Steve Stoute and Shawn "Jay-Z" Carter in February 2008 launched Translation Advertising, a New York multicultural ad agency 44% owned by Interpublic.

Translation Advertising is a separate entity from Translation Consulting, a brand-planning and strategic consultancy run by Mr. Stoute. Interpublic owns 60% of Translation Consulting, the result of Interpublic's October 2007 investment in that venture.

Mr.
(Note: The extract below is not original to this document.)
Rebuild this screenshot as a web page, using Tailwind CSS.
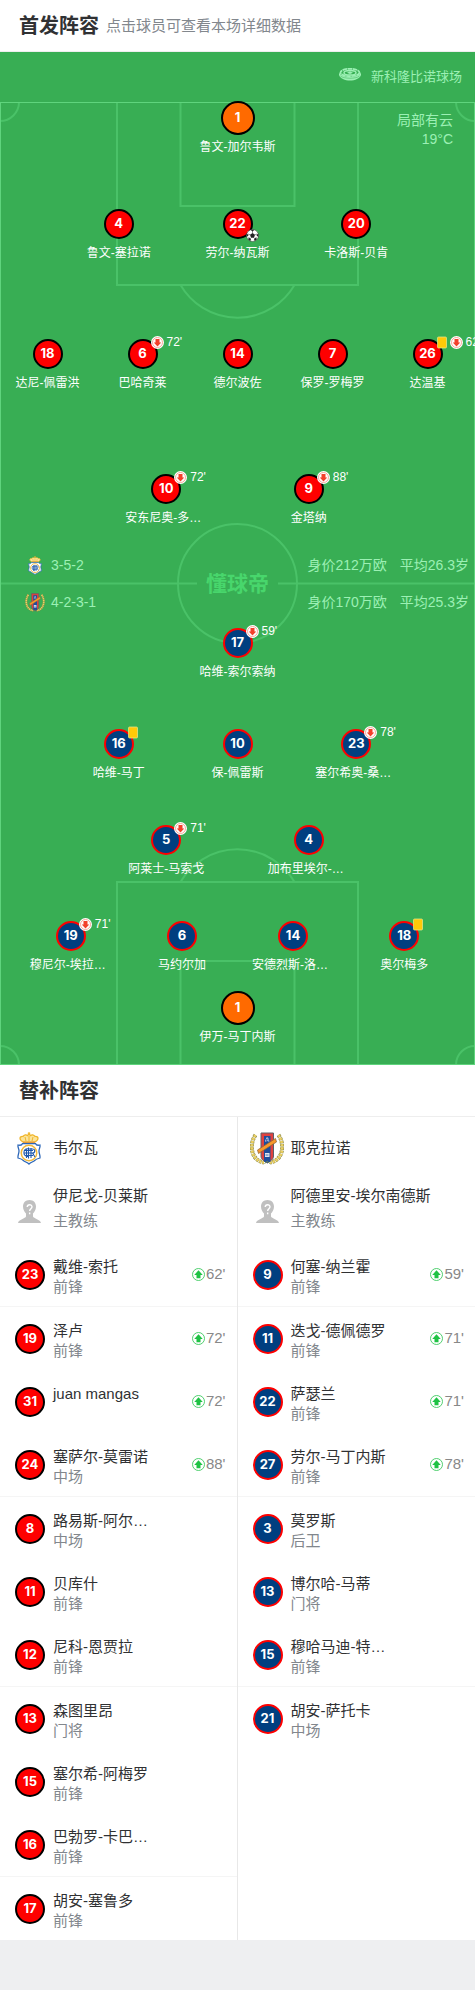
<!DOCTYPE html>
<html lang="zh-CN">
    <head>
        <title>首发阵容</title>
        <meta charset="utf-8">
        <meta name="viewport" content="width=device-width, initial-scale=1">
        <script src="https://cdn.jsdelivr.net/npm/@tailwindcss/browser@4"></script>
    </head>
    <body class="bg-[#eeeff1] text-[#303133] font-['Liberation_Sans','Noto_Sans_CJK_SC',sans-serif]">
        <svg class="hidden">
            <symbol id="icon-down" viewBox="0 0 26 26">
                <circle cx="13" cy="13" r="13" fill="#fff"/>
                <circle cx="13" cy="13" r="10" fill="none" stroke="#f58a7a" stroke-width="1.5"/>
                <path d="M9 6h8v7h3.500L13 21l-7.500-8H9z" fill="#f2402a"/>
            </symbol>
            <symbol id="icon-up" viewBox="0 0 26 26">
                <circle cx="13" cy="13" r="12" fill="#fff" stroke="#3cc95f" stroke-width="1.800"/>
                <path d="M9 20.500h8V14h4.500L13 4.500 4.500 14H9z" fill="#1fc244"/>
            </symbol>
            <symbol id="icon-card" viewBox="0 0 20 24">
                <rect x="1" y="1" width="18" height="22" rx="2" fill="#ffca08" stroke="#e6e58a" stroke-width="1.500"/>
            </symbol>
            <symbol id="icon-ball" viewBox="0 0 26 26">
                <circle cx="13" cy="13" r="12" fill="#fff" stroke="#333" stroke-width="1"/>
                <path d="M13 8l5 3.600-2 6h-6l-2-6zM9 1.600h8L13 5zM24.500 9l.3 7-4-3.500zM1.500 9l-.3 7 4-3.500zM4.500 21l1-5 4.500 5-1.500 3zM21.500 21l-1-5-4.500 5 1.500 3z" fill="#222"/>
                <path d="M13 8V4M18 11.600l4-1.500M16 17.600l2.500 3.400M10 17.600L7.500 21M8 11.600L4 10" stroke="#222" stroke-width="1"/>
            </symbol>
            <symbol id="icon-stadium" viewBox="0 0 44 26">
                <path d="M0 9v5c2 7 12 11 22 11s20-4 22-11V9c-3 6-12 9-22 9S3 15 0 9z" fill="#9cf0b4"/>
                <path d="M3 16c6 6 32 6 38 0" fill="none" stroke="#38ae54" stroke-width="1"/>
                <ellipse cx="22" cy="9" rx="19" ry="7.500" fill="none" stroke="#9cf0b4" stroke-width="3.500" stroke-dasharray="9 1"/>
                <ellipse cx="22" cy="9.500" rx="12" ry="4.500" fill="none" stroke="#9cf0b4" stroke-width="3"/>
                <path d="M16 9.500l6-3 6 3-6 2.500z" fill="#9cf0b4"/>
            </symbol>
            <symbol id="icon-coach" viewBox="0 0 46 46">
                <path d="M23 0c8 0 13 5.500 13 13 0 6-3 11-6 14v6c1 4 15 6 16 13H0c1-7 15-9 16-13v-6c-3-3-6-8-6-14C10 5.500 15 0 23 0z" fill="#c0c0c0"/>
                <path d="M18.500 14c0-6 9.500-6 9.500-.5 0 4-4.700 4-4.700 8.500M23.300 25v3.500" fill="none" stroke="#fff" stroke-width="2.800"/>
            </symbol>
            <symbol id="crest-home" viewBox="0 0 48 66">
                <path d="M12 20c-8-4-8-12 0-11 2-4 7-4 9-2l3-3 3 3c2-2 7-2 9 2 8-1 8 7 0 11z" fill="#fbe49a" stroke="#f0b62c" stroke-width="2.500"/>
                <path d="M24 0v5M21.500 2.500h5M16 10l2 8M24 8v10M32 10l-2 8" stroke="#f0b62c" stroke-width="2" fill="none"/>
                <path d="M12 20.500h24" stroke="#e08a2c" stroke-width="2"/>
                <path d="M11 23h26c1 3 5 4 9 3 1 5-2 7-2 12 0 6 3 8 2 14-5 1-9 3-12 6-3 2-7 3-10 6-3-3-7-4-10-6-3-3-7-5-12-6-1-6 2-8 2-14 0-5-3-7-2-12 4 1 8 0 9-3z" fill="#fff" stroke="#2b66b8" stroke-width="2.500"/>
                <circle cx="24" cy="42" r="15.500" fill="#fff" stroke="#f2b93a" stroke-width="3"/>
                <path d="M23 34c-11-4-13 16-1 15M19 33v19M28 32v20M14 42h20M24 34h7c6 0 6 8 0 8l5 8M23 31v22M15 37h17M16 47h16" fill="none" stroke="#1c57ad" stroke-width="2.200"/>
            </symbol>
            <symbol id="crest-away" viewBox="0 0 68 66">
                <path d="M11 6C1 20 1 42 12 53c5 5 10 7 16 8M57 6c10 14 10 36-1 47-5 5-10 7-16 8" fill="none" stroke="#8c8a45" stroke-width="8" stroke-dasharray="5 1.500"/>
                <path d="M11 6C1 20 1 42 12 53c5 5 10 7 16 8M57 6c10 14 10 36-1 47-5 5-10 7-16 8" fill="none" stroke="#ecd062" stroke-width="5.500" stroke-dasharray="4.500 2"/>
                <path d="M22 2h25v46c0 7-6 10-12.500 14C28 58 22 55 22 48z" fill="#e0413f" stroke="#5c6068" stroke-width="2"/>
                <path d="M28 8h13v51l-6.500 3-6.500-3z" fill="#1f4d9c"/>
                <path d="M30 19l3-8h3l3 8zM30 42h9v8h-9z" fill="#dfe5f2"/>
                <path d="M33 14h3v5h-3zM31 46h6" stroke="#1f4d9c" stroke-width="1.500" fill="none"/>
                <path d="M15 36l36-23 2 7-36 23z" fill="#f9982c" stroke="#8d6535" stroke-width="1.500"/>
                <path d="M29 63l5.500-4 5.500 4" fill="none" stroke="#7d8a45" stroke-width="2"/>
            </symbol>
        </svg>

        <header class="flex items-center gap-[7px] h-[52px] px-[19px] bg-white border-b border-[#eee]">
            <h1 class="text-[20px] leading-[30px] font-bold">首发阵容</h1>
            <p class="text-[15px] leading-[22px] text-[#82878d]">点击球员可查看本场详细数据</p>
        </header>

        <main>
            <section class="relative overflow-hidden bg-[#38ae54] pb-[19px] text-[#9cf0b4]">
                <!-- pitch markings -->
                <div class="absolute inset-x-0 top-[50px] bottom-0">
                    <svg class="w-full h-full" viewBox="0 0 475 963" preserveAspectRatio="none" fill="none" stroke="#4ac268" stroke-width="2">
                        <path d="M117 0v183h241V0M180.500 0v104h114V0M180.500 183a66 66 0 0 0 114 0"/>
                        <path d="M117 963V780h241V963M180.500 963V859h114V963M180.500 780a66 66 0 0 1 114 0"/>
                        <path d="M19 0a19 19 0 0 1-19 19M456 0a19 19 0 0 0 19 19M0 944a19 19 0 0 1 19 19M475 944a19 19 0 0 0-19 19"/>
                        <circle cx="237.500" cy="481.500" r="59.500"/>
                        <path d="M0 481.500h197M278 481.500h197"/>
                        <rect x=".5" y=".5" width="474" height="962" stroke="#5fd47d" stroke-width="1"/>
                    </svg>
                </div>
                <div class="relative">
                    <div class="flex justify-end items-center gap-[10px] h-[49px] pr-[13px]">
                        <svg class="w-[22px] h-[13px] mb-1"><use href="#icon-stadium"/></svg>
                        <span class="text-[13px] leading-[18px]">新科隆比诺球场</span>
                    </div>
                    <div class="absolute right-[22px] top-[59px] text-right text-[14px] leading-[19px]">
                        <p>局部有云</p>
                        <p>19°C</p>
                    </div>
                    <div id="home-lineup"></div>
                    <div class="relative mt-5 mb-[5px] pl-[25px] pr-[6px] text-[14px]">
                        <div class="flex items-center h-[37px]">
                            <svg class="w-5 h-[19px]"><use href="#crest-home"/></svg>
                            <span class="ml-[6px]">3-5-2</span>
                            <span class="ml-auto">身价212万欧</span>
                            <span class="ml-[13px]">平均26.3岁</span>
                        </div>
                        <div class="flex items-center h-[37px]">
                            <svg class="w-5 h-[19px]"><use href="#crest-away"/></svg>
                            <span class="ml-[6px]">4-2-3-1</span>
                            <span class="ml-auto">身价170万欧</span>
                            <span class="ml-[13px]">平均25.3岁</span>
                        </div>
                        <strong class="absolute inset-0 flex items-center justify-center text-[21px] leading-5 font-bold text-[#48d66c] pointer-events-none">懂球帝</strong>
                    </div>
                    <div id="away-lineup"></div>
                </div>
            </section>

            <section class="bg-white">
                <h2 class="flex items-center h-[52px] px-[19px] border-b border-[#eee] text-[20px] font-bold">替补阵容</h2>
                <div class="grid grid-cols-2">
                    <div class="border-r border-[#e8e8e8]">
                        <div class="flex items-center h-[63px] pl-3">
                            <svg class="w-[34px] h-[33px]"><use href="#crest-home"/></svg>
                            <span class="ml-[7px] text-[15px]">韦尔瓦</span>
                        </div>
                        <div class="flex items-center h-[63px] pl-[18px]">
                            <svg class="w-[23px] h-[23px]"><use href="#icon-coach"/></svg>
                            <div class="ml-3 pb-2 text-[15px] leading-[25px]">
                                <p>伊尼戈-贝莱斯</p>
                                <p class="text-[#82878d]">主教练</p>
                            </div>
                        </div>
                        <ul id="home-bench"></ul>
                    </div>
                    <div>
                        <div class="flex items-center h-[63px] pl-3">
                            <svg class="w-[34px] h-[33px]"><use href="#crest-away"/></svg>
                            <span class="ml-[7px] text-[15px]">耶克拉诺</span>
                        </div>
                        <div class="flex items-center h-[63px] pl-[18px]">
                            <svg class="w-[23px] h-[23px]"><use href="#icon-coach"/></svg>
                            <div class="ml-3 pb-2 text-[15px] leading-[25px]">
                                <p>阿德里安-埃尔南德斯</p>
                                <p class="text-[#82878d]">主教练</p>
                            </div>
                        </div>
                        <ul id="away-bench"></ul>
                    </div>
                </div>
            </section>
        </main>
    </body>
    <script>
        var shirt = {
            home: "bg-[#fe0000] border-black",
            away: "bg-[#003f80] border-[#fe0000]",
            keeper: "bg-[#ff6a00] border-black"
        };
        // column width by number of players in the line
        var column = { 1: "w-1/5", 2: "w-[30%]", 3: "w-1/4", 4: "w-[23.4%]", 5: "w-1/5" };

        // player: [number, name, minute off, yellow card, goal]
        var homeLines = [
            ["", [[1, "鲁文-加尔韦斯"]]],
            ["mt-[51px]", [[4, "鲁文-塞拉诺"], [22, "劳尔-纳瓦斯", "", false, true], [20, "卡洛斯-贝肯"]]],
            ["mt-[75px]", [[18, "达尼-佩雷洪"], [6, "巴哈奇莱", "72'"], [14, "德尔波佐"], [7, "保罗-罗梅罗"], [26, "达温基", "62'", true]]],
            ["mt-[80px]", [[10, "安东尼奥-多…", "72'"], [9, "金塔纳", "88'"]]]
        ];
        var awayLines = [
            ["", [[17, "哈维-索尔索纳", "59'"]]],
            ["mt-[46px]", [[16, "哈维-马丁", "", true], [10, "保-佩雷斯"], [23, "塞尔希奥-桑…", "78'"]]],
            ["mt-[41px]", [[5, "阿莱士-马索戈", "71'"], [4, "加布里埃尔-…"]]],
            ["mt-[41px]", [[19, "穆尼尔-埃拉…", "71'"], [6, "马约尔加"], [14, "安德烈斯-洛…"], [18, "奥尔梅多", "", true]]],
            ["mt-[17px]", [[1, "伊万-马丁内斯"]]]
        ];
        // substitute: [number, name, position, minute on]
        var homeBench = [
            [23, "戴维-索托", "前锋", "62'"], [19, "泽卢", "前锋", "72'"], [31, "juan mangas", "", "72'"],
            [24, "塞萨尔-莫雷诺", "中场", "88'"], [8, "路易斯-阿尔…", "中场"], [11, "贝库什", "前锋"],
            [12, "尼科-恩贾拉", "前锋"], [13, "森图里昂", "门将"], [15, "塞尔希-阿梅罗", "前锋"],
            [16, "巴勃罗-卡巴…", "前锋"], [17, "胡安-塞鲁多", "前锋"]
        ];
        var awayBench = [
            [9, "何塞-纳兰霍", "前锋", "59'"], [11, "迭戈-德佩德罗", "前锋", "71'"], [22, "萨瑟兰", "前锋", "71'"],
            [27, "劳尔-马丁内斯", "前锋", "78'"], [3, "莫罗斯", "后卫"], [13, "博尔哈-马蒂", "门将"],
            [15, "穆哈马迪-特…", "前锋"], [21, "胡安-萨托卡", "中场"]
        ];

        function playerHTML(p, team, count) {
            var keeper = p[0] == 1;
            // shortened names keep the left edge of the 82px name box
            var name = p[1].endsWith("…") ? "w-[82px]" : "";
            return `<a href="#" class="${column[count]} flex flex-col items-center text-white">
                <span class="flex items-center h-[34px]">
                    <span class="relative flex items-center justify-center rounded-full border-2 ${keeper ? "size-[34px]" : "size-[30px]"} ${keeper ? shirt.keeper : shirt[team]}">
                        <b class="font-['Inter',sans-serif] text-[13px] font-bold">${p[0]}</b>
                        <span class="absolute left-[21px] -top-[5px] flex items-center gap-[2px]">
                            ${p[3] ? `<svg class="w-[10px] h-[13px] mx-px"><use href="#icon-card"/></svg>` : ""}
                            ${p[2] ? `<svg class="size-[13px]"><use href="#icon-down"/></svg><span class="ml-px text-[12px] leading-[13px]">${p[2]}</span>` : ""}
                        </span>
                        ${p[4] ? `<svg class="absolute left-[21px] -bottom-[5px] size-[13px]"><use href="#icon-ball"/></svg>` : ""}
                    </span>
                </span>
                <span class="mt-[3px] text-[12px] leading-[18px] whitespace-nowrap ${name}">${p[1]}</span>
            </a>`;
        }

        function renderLines(id, lines, team) {
            document.getElementById(id).innerHTML = lines.map(function (line) {
                return `<div class="flex justify-center ${line[0]}">${line[1].map(p => playerHTML(p, team, line[1].length)).join("")}</div>`;
            }).join("");
        }

        function renderBench(id, bench, team) {
            document.getElementById(id).innerHTML = bench.map(function (p, i) {
                // a divider after every third row, counted from the first
                var line = i % 3 == 0 ? "h-16 border-b border-[#f5f5f5]" : "h-[63px]";
                return `<li class="${line}"><a href="#" class="flex items-center h-[63px] pl-[15px] pr-[11px] text-[15px]">
                    <b class="flex items-center justify-center size-[30px] rounded-full border-2 text-white font-['Inter',sans-serif] text-[13px] font-bold ${shirt[team]}">${p[0]}</b>
                    <span class="self-start mt-[14px] ml-2 leading-5">${p[1]}<span class="block text-[#82878d]">${p[2]}</span></span>
                    ${p[3] ? `<svg class="ml-auto size-[13px]"><use href="#icon-up"/></svg><span class="ml-px text-[#888]">${p[3]}</span>` : ""}
                </a></li>`;
            }).join("");
        }

        renderLines("home-lineup", homeLines, "home");
        renderLines("away-lineup", awayLines, "away");
        renderBench("home-bench", homeBench, "home");
        renderBench("away-bench", awayBench, "away");
    </script>
</html>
Mergenthaler, the CFO, said in a February 2009 conference call with analysts: "The most significant acquisitions in '08 were the Middle East Communications Network, the premier marketing services group in the Middle East-North Africa region, where we moved from a minority to a majority position; and our majority interest in Huge."

Interpublic bought eight ventures in 2007, making its first acquisitions since 2004. The company paid $140.4 million in cash for its 2007 acquisitions.

Interpublic, working to simplify its structure after an overload of deals in the '90s and early this decade, did not complete any acquisitions in 2005 and 2006.

Interpublic completed two acquisitions in 2004, two in 2003 and nine in 2002.

The company disposed of 51 businesses in 2005 and 2006, primarily outside the U.S.